<<<<
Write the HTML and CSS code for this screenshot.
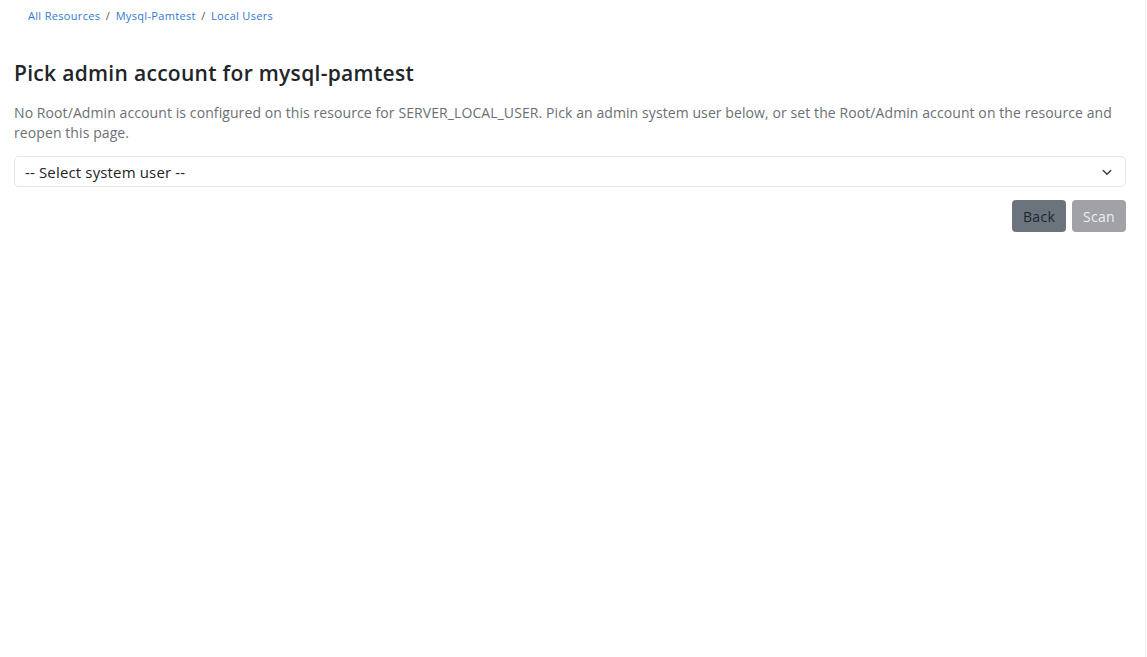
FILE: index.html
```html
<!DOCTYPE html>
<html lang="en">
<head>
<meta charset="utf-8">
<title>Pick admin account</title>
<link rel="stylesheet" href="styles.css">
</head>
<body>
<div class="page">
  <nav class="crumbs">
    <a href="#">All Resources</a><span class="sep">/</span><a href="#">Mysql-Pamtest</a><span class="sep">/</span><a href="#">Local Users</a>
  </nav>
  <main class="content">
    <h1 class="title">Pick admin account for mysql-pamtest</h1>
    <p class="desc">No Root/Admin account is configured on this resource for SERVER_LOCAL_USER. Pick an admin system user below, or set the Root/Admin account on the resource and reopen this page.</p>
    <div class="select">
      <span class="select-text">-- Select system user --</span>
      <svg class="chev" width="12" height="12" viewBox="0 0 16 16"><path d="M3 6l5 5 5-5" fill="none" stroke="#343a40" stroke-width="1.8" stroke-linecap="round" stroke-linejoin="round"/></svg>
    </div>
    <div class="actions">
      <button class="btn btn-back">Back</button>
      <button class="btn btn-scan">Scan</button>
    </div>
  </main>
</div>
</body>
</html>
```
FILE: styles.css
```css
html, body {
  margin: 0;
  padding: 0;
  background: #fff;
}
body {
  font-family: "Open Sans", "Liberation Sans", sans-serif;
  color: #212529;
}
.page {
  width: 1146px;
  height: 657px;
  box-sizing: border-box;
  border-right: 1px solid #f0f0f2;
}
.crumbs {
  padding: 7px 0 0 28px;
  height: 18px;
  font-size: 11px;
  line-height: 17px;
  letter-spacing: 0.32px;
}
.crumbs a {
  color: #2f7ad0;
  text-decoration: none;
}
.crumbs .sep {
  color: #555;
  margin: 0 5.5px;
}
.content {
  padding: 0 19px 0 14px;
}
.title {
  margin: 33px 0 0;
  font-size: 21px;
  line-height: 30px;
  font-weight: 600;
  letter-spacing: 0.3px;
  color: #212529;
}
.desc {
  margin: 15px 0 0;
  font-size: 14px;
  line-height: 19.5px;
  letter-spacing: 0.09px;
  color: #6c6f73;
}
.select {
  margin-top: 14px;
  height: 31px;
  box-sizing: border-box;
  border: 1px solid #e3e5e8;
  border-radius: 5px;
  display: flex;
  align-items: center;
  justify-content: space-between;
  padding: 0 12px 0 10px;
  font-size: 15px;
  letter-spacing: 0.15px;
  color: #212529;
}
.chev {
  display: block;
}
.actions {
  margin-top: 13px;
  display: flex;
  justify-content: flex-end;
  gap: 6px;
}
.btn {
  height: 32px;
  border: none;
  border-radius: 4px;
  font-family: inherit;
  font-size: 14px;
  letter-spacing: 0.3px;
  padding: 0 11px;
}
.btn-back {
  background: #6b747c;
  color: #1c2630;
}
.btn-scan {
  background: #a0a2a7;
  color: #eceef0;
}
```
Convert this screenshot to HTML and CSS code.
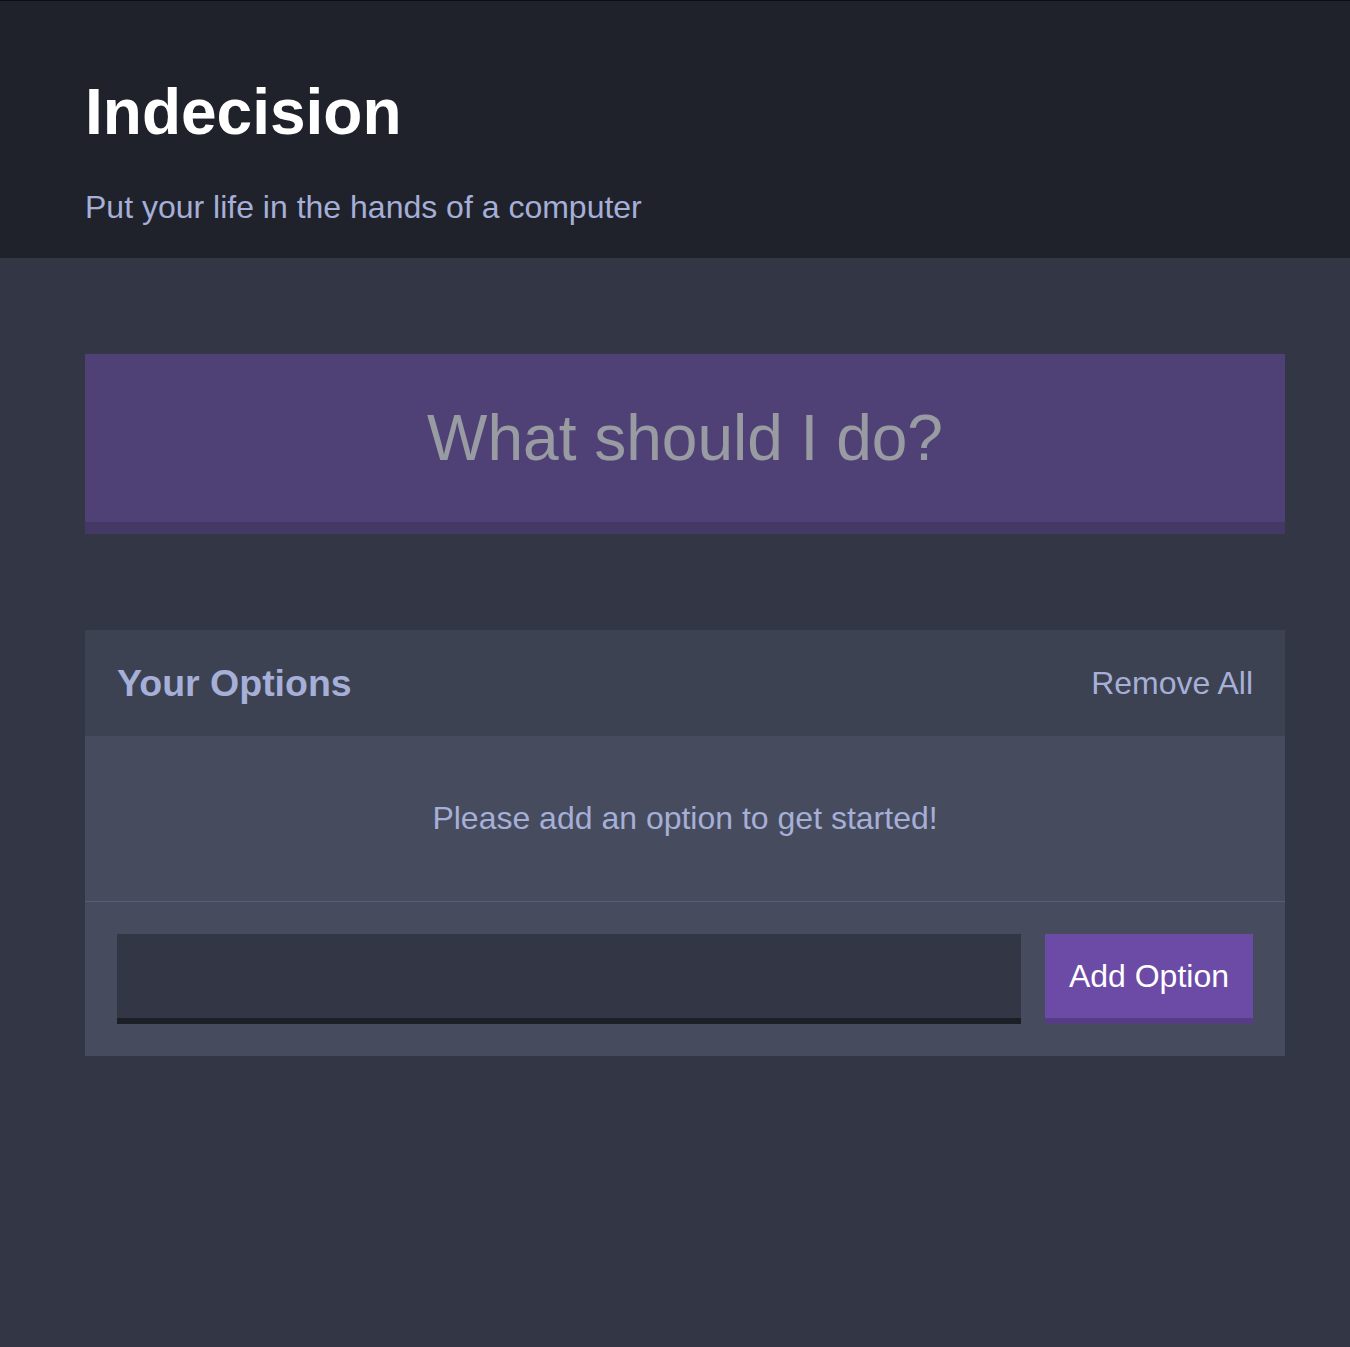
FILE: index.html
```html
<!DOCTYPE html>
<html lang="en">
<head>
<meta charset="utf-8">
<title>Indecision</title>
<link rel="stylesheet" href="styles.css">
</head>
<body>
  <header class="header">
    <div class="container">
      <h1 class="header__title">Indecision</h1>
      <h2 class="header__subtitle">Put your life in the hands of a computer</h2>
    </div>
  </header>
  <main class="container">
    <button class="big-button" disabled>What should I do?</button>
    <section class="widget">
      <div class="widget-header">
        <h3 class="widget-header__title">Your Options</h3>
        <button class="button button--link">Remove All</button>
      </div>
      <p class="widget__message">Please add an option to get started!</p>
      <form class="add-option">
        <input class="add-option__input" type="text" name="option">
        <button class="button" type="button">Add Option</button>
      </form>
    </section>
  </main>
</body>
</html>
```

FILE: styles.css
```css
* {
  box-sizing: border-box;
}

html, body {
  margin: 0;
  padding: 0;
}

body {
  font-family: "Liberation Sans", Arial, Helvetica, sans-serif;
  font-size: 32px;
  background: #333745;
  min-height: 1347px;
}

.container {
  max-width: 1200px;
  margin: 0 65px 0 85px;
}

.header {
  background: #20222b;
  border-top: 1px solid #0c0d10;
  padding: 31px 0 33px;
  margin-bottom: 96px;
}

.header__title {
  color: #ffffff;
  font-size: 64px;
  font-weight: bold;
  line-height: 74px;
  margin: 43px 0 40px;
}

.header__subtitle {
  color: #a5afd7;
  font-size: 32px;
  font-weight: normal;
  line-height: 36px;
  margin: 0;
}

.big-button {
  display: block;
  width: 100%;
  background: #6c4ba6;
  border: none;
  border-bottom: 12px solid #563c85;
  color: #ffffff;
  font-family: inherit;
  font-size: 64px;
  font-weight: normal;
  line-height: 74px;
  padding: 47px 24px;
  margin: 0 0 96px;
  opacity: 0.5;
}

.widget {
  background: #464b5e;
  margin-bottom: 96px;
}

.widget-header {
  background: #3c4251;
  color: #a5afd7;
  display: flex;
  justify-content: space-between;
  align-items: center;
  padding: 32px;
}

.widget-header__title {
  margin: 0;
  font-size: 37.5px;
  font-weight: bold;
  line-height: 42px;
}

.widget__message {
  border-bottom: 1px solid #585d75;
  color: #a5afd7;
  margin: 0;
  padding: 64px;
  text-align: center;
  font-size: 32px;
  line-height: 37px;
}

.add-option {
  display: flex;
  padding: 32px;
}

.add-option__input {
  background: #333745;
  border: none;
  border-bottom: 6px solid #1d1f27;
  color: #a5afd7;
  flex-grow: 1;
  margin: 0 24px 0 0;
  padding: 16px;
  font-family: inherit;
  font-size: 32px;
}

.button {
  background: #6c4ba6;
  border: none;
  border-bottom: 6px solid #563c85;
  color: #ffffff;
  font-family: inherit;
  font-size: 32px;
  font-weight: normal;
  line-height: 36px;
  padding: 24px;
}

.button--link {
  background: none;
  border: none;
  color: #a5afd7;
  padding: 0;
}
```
>>>>
◆ AIM
Each entry shown above must be quoted exactly, with its pictures left out.

◆ WRITTEN ANSWER
Write the HTML and CSS code for this screenshot.
FILE: index.html
```html
<!DOCTYPE html>
<html lang="en">
<head>
<meta charset="utf-8">
<title>Pick admin account</title>
<link rel="stylesheet" href="styles.css">
</head>
<body>
<div class="page">
  <nav class="crumbs">
    <a href="#">All Resources</a><span class="sep">/</span><a href="#">Mysql-Pamtest</a><span class="sep">/</span><a href="#">Local Users</a>
  </nav>
  <main class="content">
    <h1 class="title">Pick admin account for mysql-pamtest</h1>
    <p class="desc">No Root/Admin account is configured on this resource for SERVER_LOCAL_USER. Pick an admin system user below, or set the Root/Admin account on the resource and reopen this page.</p>
    <div class="select">
      <span class="select-text">-- Select system user --</span>
      <svg class="chev" width="12" height="12" viewBox="0 0 16 16"><path d="M3 6l5 5 5-5" fill="none" stroke="#343a40" stroke-width="1.8" stroke-linecap="round" stroke-linejoin="round"/></svg>
    </div>
    <div class="actions">
      <button class="btn btn-back">Back</button>
      <button class="btn btn-scan">Scan</button>
    </div>
  </main>
</div>
</body>
</html>
```
FILE: styles.css
```css
html, body {
  margin: 0;
  padding: 0;
  background: #fff;
}
body {
  font-family: "Open Sans", "Liberation Sans", sans-serif;
  color: #212529;
}
.page {
  width: 1146px;
  height: 657px;
  box-sizing: border-box;
  border-right: 1px solid #f0f0f2;
}
.crumbs {
  padding: 7px 0 0 28px;
  height: 18px;
  font-size: 11px;
  line-height: 17px;
  letter-spacing: 0.32px;
}
.crumbs a {
  color: #2f7ad0;
  text-decoration: none;
}
.crumbs .sep {
  color: #555;
  margin: 0 5.5px;
}
.content {
  padding: 0 19px 0 14px;
}
.title {
  margin: 33px 0 0;
  font-size: 21px;
  line-height: 30px;
  font-weight: 600;
  letter-spacing: 0.3px;
  color: #212529;
}
.desc {
  margin: 15px 0 0;
  font-size: 14px;
  line-height: 19.5px;
  letter-spacing: 0.09px;
  color: #6c6f73;
}
.select {
  margin-top: 14px;
  height: 31px;
  box-sizing: border-box;
  border: 1px solid #e3e5e8;
  border-radius: 5px;
  display: flex;
  align-items: center;
  justify-content: space-between;
  padding: 0 12px 0 10px;
  font-size: 15px;
  letter-spacing: 0.15px;
  color: #212529;
}
.chev {
  display: block;
}
.actions {
  margin-top: 13px;
  display: flex;
  justify-content: flex-end;
  gap: 6px;
}
.btn {
  height: 32px;
  border: none;
  border-radius: 4px;
  font-family: inherit;
  font-size: 14px;
  letter-spacing: 0.3px;
  padding: 0 11px;
}
.btn-back {
  background: #6b747c;
  color: #1c2630;
}
.btn-scan {
  background: #a0a2a7;
  color: #eceef0;
}
```
Convert this screenshot to HTML and CSS code.
FILE: index.html
```html
<!DOCTYPE html>
<html lang="en">
<head>
<meta charset="utf-8">
<title>Indecision</title>
<link rel="stylesheet" href="styles.css">
</head>
<body>
  <header class="header">
    <div class="container">
      <h1 class="header__title">Indecision</h1>
      <h2 class="header__subtitle">Put your life in the hands of a computer</h2>
    </div>
  </header>
  <main class="container">
    <button class="big-button" disabled>What should I do?</button>
    <section class="widget">
      <div class="widget-header">
        <h3 class="widget-header__title">Your Options</h3>
        <button class="button button--link">Remove All</button>
      </div>
      <p class="widget__message">Please add an option to get started!</p>
      <form class="add-option">
        <input class="add-option__input" type="text" name="option">
        <button class="button" type="button">Add Option</button>
      </form>
    </section>
  </main>
</body>
</html>
```

FILE: styles.css
```css
* {
  box-sizing: border-box;
}

html, body {
  margin: 0;
  padding: 0;
}

body {
  font-family: "Liberation Sans", Arial, Helvetica, sans-serif;
  font-size: 32px;
  background: #333745;
  min-height: 1347px;
}

.container {
  max-width: 1200px;
  margin: 0 65px 0 85px;
}

.header {
  background: #20222b;
  border-top: 1px solid #0c0d10;
  padding: 31px 0 33px;
  margin-bottom: 96px;
}

.header__title {
  color: #ffffff;
  font-size: 64px;
  font-weight: bold;
  line-height: 74px;
  margin: 43px 0 40px;
}

.header__subtitle {
  color: #a5afd7;
  font-size: 32px;
  font-weight: normal;
  line-height: 36px;
  margin: 0;
}

.big-button {
  display: block;
  width: 100%;
  background: #6c4ba6;
  border: none;
  border-bottom: 12px solid #563c85;
  color: #ffffff;
  font-family: inherit;
  font-size: 64px;
  font-weight: normal;
  line-height: 74px;
  padding: 47px 24px;
  margin: 0 0 96px;
  opacity: 0.5;
}

.widget {
  background: #464b5e;
  margin-bottom: 96px;
}

.widget-header {
  background: #3c4251;
  color: #a5afd7;
  display: flex;
  justify-content: space-between;
  align-items: center;
  padding: 32px;
}

.widget-header__title {
  margin: 0;
  font-size: 37.5px;
  font-weight: bold;
  line-height: 42px;
}

.widget__message {
  border-bottom: 1px solid #585d75;
  color: #a5afd7;
  margin: 0;
  padding: 64px;
  text-align: center;
  font-size: 32px;
  line-height: 37px;
}

.add-option {
  display: flex;
  padding: 32px;
}

.add-option__input {
  background: #333745;
  border: none;
  border-bottom: 6px solid #1d1f27;
  color: #a5afd7;
  flex-grow: 1;
  margin: 0 24px 0 0;
  padding: 16px;
  font-family: inherit;
  font-size: 32px;
}

.button {
  background: #6c4ba6;
  border: none;
  border-bottom: 6px solid #563c85;
  color: #ffffff;
  font-family: inherit;
  font-size: 32px;
  font-weight: normal;
  line-height: 36px;
  padding: 24px;
}

.button--link {
  background: none;
  border: none;
  color: #a5afd7;
  padding: 0;
}
```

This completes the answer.